Pull out every line containing the string "styles".

### SOURCE MATERIAL
↓↓↓
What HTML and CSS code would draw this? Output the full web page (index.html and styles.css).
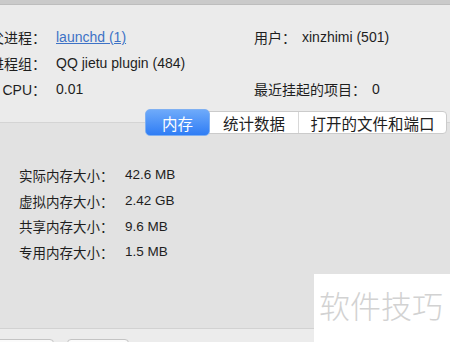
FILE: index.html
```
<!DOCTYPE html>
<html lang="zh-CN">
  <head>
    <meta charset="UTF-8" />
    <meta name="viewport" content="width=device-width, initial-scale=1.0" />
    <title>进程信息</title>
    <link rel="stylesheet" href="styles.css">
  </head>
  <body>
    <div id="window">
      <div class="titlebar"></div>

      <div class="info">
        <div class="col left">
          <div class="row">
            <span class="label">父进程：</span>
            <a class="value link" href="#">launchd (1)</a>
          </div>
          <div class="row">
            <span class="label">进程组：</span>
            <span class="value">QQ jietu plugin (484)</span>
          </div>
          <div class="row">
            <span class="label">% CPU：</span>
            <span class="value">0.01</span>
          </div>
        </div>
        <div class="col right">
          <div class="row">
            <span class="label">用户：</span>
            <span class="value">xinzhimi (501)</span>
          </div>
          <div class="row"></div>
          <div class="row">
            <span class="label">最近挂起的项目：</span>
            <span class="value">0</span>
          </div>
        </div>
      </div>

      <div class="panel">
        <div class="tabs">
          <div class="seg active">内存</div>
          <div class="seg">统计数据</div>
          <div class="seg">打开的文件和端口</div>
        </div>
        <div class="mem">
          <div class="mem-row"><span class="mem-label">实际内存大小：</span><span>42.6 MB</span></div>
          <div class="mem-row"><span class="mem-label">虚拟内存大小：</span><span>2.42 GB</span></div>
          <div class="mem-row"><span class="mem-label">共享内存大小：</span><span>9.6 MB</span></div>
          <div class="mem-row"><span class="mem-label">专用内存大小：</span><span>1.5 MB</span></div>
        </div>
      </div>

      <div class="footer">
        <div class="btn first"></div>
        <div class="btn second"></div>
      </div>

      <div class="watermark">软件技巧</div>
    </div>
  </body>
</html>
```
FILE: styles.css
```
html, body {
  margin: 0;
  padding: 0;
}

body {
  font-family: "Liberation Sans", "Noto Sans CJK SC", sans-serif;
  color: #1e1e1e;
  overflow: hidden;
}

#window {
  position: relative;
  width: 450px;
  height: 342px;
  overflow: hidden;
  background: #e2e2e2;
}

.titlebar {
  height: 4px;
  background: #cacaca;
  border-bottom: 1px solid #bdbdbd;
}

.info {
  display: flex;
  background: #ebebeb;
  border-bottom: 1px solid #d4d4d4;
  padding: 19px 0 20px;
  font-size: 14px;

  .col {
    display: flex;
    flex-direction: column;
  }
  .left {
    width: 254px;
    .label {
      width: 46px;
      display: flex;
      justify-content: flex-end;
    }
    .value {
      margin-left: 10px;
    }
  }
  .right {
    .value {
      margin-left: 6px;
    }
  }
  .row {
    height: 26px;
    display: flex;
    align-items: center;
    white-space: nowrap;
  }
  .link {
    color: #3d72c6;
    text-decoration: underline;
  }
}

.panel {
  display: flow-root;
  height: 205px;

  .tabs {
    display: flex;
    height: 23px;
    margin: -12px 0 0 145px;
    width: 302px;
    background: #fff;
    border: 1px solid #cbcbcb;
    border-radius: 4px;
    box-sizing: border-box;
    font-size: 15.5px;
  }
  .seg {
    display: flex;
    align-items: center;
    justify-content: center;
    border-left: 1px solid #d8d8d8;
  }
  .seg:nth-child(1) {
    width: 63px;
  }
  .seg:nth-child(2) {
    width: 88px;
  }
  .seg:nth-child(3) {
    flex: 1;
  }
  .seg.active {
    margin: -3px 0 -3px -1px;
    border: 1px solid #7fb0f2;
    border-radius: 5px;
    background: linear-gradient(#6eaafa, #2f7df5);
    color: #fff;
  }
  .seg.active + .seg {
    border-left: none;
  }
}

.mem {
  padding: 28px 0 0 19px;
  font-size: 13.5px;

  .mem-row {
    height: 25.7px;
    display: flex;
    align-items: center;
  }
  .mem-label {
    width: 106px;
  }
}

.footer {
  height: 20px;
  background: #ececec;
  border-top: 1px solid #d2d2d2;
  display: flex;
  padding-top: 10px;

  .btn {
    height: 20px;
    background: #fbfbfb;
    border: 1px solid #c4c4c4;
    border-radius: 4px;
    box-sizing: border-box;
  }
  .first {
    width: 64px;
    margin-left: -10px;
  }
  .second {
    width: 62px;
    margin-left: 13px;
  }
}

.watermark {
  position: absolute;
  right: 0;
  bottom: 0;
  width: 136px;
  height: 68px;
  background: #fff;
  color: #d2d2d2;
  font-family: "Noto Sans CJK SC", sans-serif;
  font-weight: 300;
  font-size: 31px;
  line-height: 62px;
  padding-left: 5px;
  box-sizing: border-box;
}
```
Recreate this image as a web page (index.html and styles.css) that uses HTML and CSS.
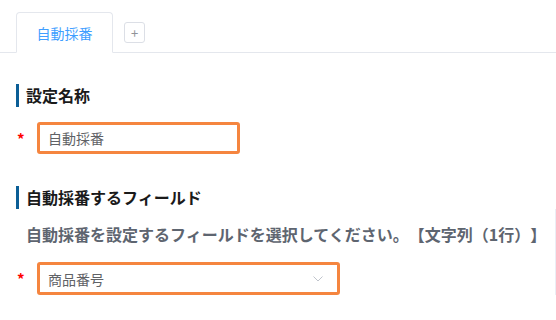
↑↑↑
### ANSWER
What HTML and CSS code would draw this? Output the full web page (index.html and styles.css).
    <link rel="stylesheet" href="styles.css">
FILE: styles.css
Recreate this image as a web page (index.html and styles.css) that uses HTML and CSS.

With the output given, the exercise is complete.